=== Source material ===
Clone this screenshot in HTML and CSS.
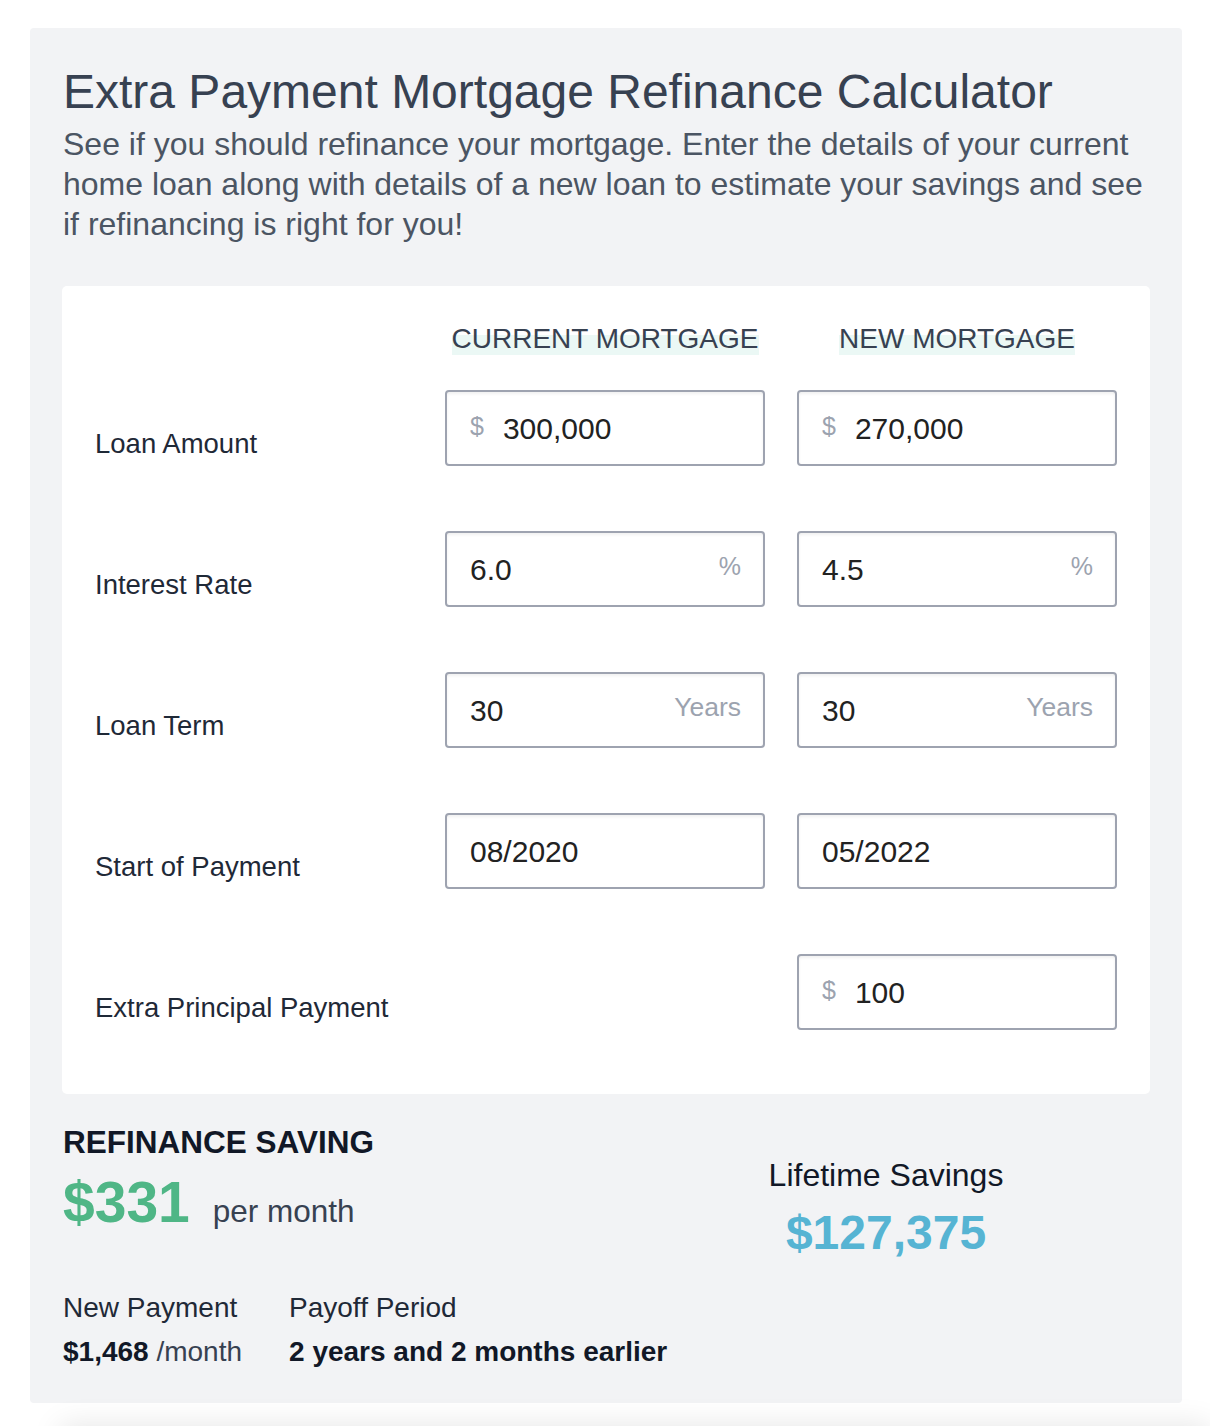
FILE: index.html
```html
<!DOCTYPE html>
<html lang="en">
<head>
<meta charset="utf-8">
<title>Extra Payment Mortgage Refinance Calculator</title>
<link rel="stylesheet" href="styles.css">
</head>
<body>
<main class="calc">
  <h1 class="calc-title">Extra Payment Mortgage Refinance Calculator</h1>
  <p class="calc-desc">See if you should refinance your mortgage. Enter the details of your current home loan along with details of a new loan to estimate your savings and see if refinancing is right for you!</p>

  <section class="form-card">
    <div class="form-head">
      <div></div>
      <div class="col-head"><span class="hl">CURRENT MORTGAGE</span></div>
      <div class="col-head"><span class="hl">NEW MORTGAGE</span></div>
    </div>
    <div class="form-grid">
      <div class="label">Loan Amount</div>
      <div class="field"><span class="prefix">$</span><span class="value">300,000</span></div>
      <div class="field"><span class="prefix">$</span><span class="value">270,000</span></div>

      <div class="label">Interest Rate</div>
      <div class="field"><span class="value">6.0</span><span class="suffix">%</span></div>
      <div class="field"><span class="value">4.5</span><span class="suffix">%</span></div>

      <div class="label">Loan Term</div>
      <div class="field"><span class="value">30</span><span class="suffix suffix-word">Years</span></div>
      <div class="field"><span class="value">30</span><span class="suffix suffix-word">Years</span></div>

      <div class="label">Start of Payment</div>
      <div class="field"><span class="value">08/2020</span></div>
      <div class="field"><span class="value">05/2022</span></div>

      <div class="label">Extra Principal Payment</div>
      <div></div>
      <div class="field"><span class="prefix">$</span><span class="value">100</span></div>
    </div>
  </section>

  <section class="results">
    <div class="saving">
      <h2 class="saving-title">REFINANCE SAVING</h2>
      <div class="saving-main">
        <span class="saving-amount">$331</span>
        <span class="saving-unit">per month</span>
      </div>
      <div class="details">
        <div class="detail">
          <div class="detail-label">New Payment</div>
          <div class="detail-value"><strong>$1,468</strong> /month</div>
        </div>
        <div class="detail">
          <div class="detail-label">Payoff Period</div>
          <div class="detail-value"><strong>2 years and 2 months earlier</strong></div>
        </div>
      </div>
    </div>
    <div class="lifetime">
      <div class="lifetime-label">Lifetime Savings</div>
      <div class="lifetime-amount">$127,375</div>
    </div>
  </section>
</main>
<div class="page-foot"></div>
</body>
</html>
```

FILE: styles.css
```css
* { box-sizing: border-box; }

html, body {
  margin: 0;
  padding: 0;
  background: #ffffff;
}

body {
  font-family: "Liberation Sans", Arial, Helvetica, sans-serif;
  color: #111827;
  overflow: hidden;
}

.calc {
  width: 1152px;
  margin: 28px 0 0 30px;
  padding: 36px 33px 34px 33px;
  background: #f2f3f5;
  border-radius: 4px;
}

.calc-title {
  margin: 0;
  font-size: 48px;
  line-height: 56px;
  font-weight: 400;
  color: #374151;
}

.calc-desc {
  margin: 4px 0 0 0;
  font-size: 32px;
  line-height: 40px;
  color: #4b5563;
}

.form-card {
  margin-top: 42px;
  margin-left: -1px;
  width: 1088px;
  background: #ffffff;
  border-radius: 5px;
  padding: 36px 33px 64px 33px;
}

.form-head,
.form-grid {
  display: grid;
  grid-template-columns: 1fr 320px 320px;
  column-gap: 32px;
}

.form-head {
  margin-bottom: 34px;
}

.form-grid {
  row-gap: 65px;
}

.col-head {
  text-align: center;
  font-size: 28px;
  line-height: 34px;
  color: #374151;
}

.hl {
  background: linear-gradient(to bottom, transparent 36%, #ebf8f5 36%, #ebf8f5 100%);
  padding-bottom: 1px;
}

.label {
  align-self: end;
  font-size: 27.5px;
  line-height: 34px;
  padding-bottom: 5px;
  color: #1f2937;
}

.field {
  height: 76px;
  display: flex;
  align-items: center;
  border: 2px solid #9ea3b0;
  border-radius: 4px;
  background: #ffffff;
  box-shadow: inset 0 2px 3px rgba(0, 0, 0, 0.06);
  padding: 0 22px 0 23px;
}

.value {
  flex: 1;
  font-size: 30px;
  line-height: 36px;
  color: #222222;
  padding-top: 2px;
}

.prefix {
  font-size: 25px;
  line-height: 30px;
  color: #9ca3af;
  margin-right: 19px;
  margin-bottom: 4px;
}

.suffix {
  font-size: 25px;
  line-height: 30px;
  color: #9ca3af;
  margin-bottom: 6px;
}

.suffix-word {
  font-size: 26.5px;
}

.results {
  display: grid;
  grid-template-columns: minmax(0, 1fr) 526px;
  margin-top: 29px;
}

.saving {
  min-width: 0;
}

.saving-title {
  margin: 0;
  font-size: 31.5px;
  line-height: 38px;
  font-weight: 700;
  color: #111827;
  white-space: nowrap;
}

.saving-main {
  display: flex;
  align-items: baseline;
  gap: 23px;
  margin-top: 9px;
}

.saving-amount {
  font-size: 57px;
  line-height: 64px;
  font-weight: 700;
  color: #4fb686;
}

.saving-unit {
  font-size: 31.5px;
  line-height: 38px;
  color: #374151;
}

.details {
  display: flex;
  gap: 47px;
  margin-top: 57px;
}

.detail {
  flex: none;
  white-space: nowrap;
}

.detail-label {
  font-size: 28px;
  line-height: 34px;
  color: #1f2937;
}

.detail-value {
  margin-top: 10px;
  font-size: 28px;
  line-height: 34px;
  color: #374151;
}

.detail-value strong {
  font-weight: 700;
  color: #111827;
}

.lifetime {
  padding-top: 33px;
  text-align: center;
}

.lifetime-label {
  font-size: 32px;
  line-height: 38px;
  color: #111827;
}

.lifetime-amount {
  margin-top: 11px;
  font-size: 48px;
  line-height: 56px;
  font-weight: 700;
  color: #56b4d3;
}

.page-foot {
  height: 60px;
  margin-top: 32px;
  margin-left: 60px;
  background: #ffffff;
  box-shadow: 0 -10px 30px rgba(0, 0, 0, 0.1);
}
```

=== Written request ===
Repeat the material above word for word, please, apart from its images.

=== Exercise solution ===
Clone this screenshot in HTML and CSS.
FILE: index.html
```html
<!DOCTYPE html>
<html lang="en">
<head>
<meta charset="utf-8">
<title>Extra Payment Mortgage Refinance Calculator</title>
<link rel="stylesheet" href="styles.css">
</head>
<body>
<main class="calc">
  <h1 class="calc-title">Extra Payment Mortgage Refinance Calculator</h1>
  <p class="calc-desc">See if you should refinance your mortgage. Enter the details of your current home loan along with details of a new loan to estimate your savings and see if refinancing is right for you!</p>

  <section class="form-card">
    <div class="form-head">
      <div></div>
      <div class="col-head"><span class="hl">CURRENT MORTGAGE</span></div>
      <div class="col-head"><span class="hl">NEW MORTGAGE</span></div>
    </div>
    <div class="form-grid">
      <div class="label">Loan Amount</div>
      <div class="field"><span class="prefix">$</span><span class="value">300,000</span></div>
      <div class="field"><span class="prefix">$</span><span class="value">270,000</span></div>

      <div class="label">Interest Rate</div>
      <div class="field"><span class="value">6.0</span><span class="suffix">%</span></div>
      <div class="field"><span class="value">4.5</span><span class="suffix">%</span></div>

      <div class="label">Loan Term</div>
      <div class="field"><span class="value">30</span><span class="suffix suffix-word">Years</span></div>
      <div class="field"><span class="value">30</span><span class="suffix suffix-word">Years</span></div>

      <div class="label">Start of Payment</div>
      <div class="field"><span class="value">08/2020</span></div>
      <div class="field"><span class="value">05/2022</span></div>

      <div class="label">Extra Principal Payment</div>
      <div></div>
      <div class="field"><span class="prefix">$</span><span class="value">100</span></div>
    </div>
  </section>

  <section class="results">
    <div class="saving">
      <h2 class="saving-title">REFINANCE SAVING</h2>
      <div class="saving-main">
        <span class="saving-amount">$331</span>
        <span class="saving-unit">per month</span>
      </div>
      <div class="details">
        <div class="detail">
          <div class="detail-label">New Payment</div>
          <div class="detail-value"><strong>$1,468</strong> /month</div>
        </div>
        <div class="detail">
          <div class="detail-label">Payoff Period</div>
          <div class="detail-value"><strong>2 years and 2 months earlier</strong></div>
        </div>
      </div>
    </div>
    <div class="lifetime">
      <div class="lifetime-label">Lifetime Savings</div>
      <div class="lifetime-amount">$127,375</div>
    </div>
  </section>
</main>
<div class="page-foot"></div>
</body>
</html>
```

FILE: styles.css
```css
* { box-sizing: border-box; }

html, body {
  margin: 0;
  padding: 0;
  background: #ffffff;
}

body {
  font-family: "Liberation Sans", Arial, Helvetica, sans-serif;
  color: #111827;
  overflow: hidden;
}

.calc {
  width: 1152px;
  margin: 28px 0 0 30px;
  padding: 36px 33px 34px 33px;
  background: #f2f3f5;
  border-radius: 4px;
}

.calc-title {
  margin: 0;
  font-size: 48px;
  line-height: 56px;
  font-weight: 400;
  color: #374151;
}

.calc-desc {
  margin: 4px 0 0 0;
  font-size: 32px;
  line-height: 40px;
  color: #4b5563;
}

.form-card {
  margin-top: 42px;
  margin-left: -1px;
  width: 1088px;
  background: #ffffff;
  border-radius: 5px;
  padding: 36px 33px 64px 33px;
}

.form-head,
.form-grid {
  display: grid;
  grid-template-columns: 1fr 320px 320px;
  column-gap: 32px;
}

.form-head {
  margin-bottom: 34px;
}

.form-grid {
  row-gap: 65px;
}

.col-head {
  text-align: center;
  font-size: 28px;
  line-height: 34px;
  color: #374151;
}

.hl {
  background: linear-gradient(to bottom, transparent 36%, #ebf8f5 36%, #ebf8f5 100%);
  padding-bottom: 1px;
}

.label {
  align-self: end;
  font-size: 27.5px;
  line-height: 34px;
  padding-bottom: 5px;
  color: #1f2937;
}

.field {
  height: 76px;
  display: flex;
  align-items: center;
  border: 2px solid #9ea3b0;
  border-radius: 4px;
  background: #ffffff;
  box-shadow: inset 0 2px 3px rgba(0, 0, 0, 0.06);
  padding: 0 22px 0 23px;
}

.value {
  flex: 1;
  font-size: 30px;
  line-height: 36px;
  color: #222222;
  padding-top: 2px;
}

.prefix {
  font-size: 25px;
  line-height: 30px;
  color: #9ca3af;
  margin-right: 19px;
  margin-bottom: 4px;
}

.suffix {
  font-size: 25px;
  line-height: 30px;
  color: #9ca3af;
  margin-bottom: 6px;
}

.suffix-word {
  font-size: 26.5px;
}

.results {
  display: grid;
  grid-template-columns: minmax(0, 1fr) 526px;
  margin-top: 29px;
}

.saving {
  min-width: 0;
}

.saving-title {
  margin: 0;
  font-size: 31.5px;
  line-height: 38px;
  font-weight: 700;
  color: #111827;
  white-space: nowrap;
}

.saving-main {
  display: flex;
  align-items: baseline;
  gap: 23px;
  margin-top: 9px;
}

.saving-amount {
  font-size: 57px;
  line-height: 64px;
  font-weight: 700;
  color: #4fb686;
}

.saving-unit {
  font-size: 31.5px;
  line-height: 38px;
  color: #374151;
}

.details {
  display: flex;
  gap: 47px;
  margin-top: 57px;
}

.detail {
  flex: none;
  white-space: nowrap;
}

.detail-label {
  font-size: 28px;
  line-height: 34px;
  color: #1f2937;
}

.detail-value {
  margin-top: 10px;
  font-size: 28px;
  line-height: 34px;
  color: #374151;
}

.detail-value strong {
  font-weight: 700;
  color: #111827;
}

.lifetime {
  padding-top: 33px;
  text-align: center;
}

.lifetime-label {
  font-size: 32px;
  line-height: 38px;
  color: #111827;
}

.lifetime-amount {
  margin-top: 11px;
  font-size: 48px;
  line-height: 56px;
  font-weight: 700;
  color: #56b4d3;
}

.page-foot {
  height: 60px;
  margin-top: 32px;
  margin-left: 60px;
  background: #ffffff;
  box-shadow: 0 -10px 30px rgba(0, 0, 0, 0.1);
}
```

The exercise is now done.